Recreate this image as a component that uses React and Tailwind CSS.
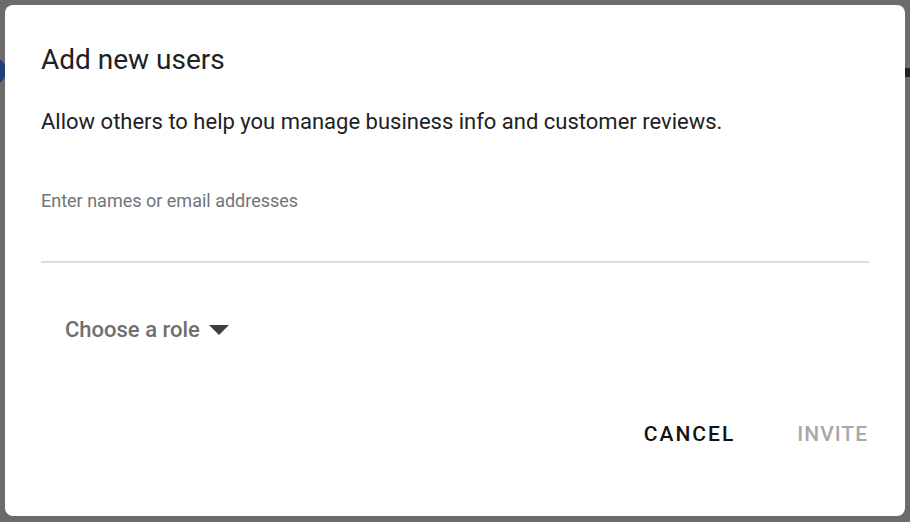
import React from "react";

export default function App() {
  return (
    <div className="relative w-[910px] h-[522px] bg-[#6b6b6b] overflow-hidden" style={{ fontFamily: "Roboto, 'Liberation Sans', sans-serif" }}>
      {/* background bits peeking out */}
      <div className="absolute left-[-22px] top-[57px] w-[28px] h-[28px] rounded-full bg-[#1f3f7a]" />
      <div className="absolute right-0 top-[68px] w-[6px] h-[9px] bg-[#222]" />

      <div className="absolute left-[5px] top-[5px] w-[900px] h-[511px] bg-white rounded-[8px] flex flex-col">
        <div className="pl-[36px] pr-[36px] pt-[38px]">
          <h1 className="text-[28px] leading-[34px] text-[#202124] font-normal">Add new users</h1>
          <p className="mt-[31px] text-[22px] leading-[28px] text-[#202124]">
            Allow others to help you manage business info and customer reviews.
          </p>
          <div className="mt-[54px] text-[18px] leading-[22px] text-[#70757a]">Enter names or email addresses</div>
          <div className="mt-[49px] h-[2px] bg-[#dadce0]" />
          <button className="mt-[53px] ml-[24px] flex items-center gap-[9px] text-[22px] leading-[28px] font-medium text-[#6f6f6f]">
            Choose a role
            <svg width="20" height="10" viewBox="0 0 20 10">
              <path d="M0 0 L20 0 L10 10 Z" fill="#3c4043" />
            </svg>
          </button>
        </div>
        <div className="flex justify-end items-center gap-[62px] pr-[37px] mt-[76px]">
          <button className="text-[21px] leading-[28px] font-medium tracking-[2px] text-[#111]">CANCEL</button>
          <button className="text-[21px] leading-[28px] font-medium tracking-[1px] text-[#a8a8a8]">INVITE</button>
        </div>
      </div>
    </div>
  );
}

____________________

◆ Requirements:
Make an exact copy of the lines from the top of the material through the line with "import React from", pictures excluded.

◆ Response:
Recreate this image as a component that uses React and Tailwind CSS.
import React from "react";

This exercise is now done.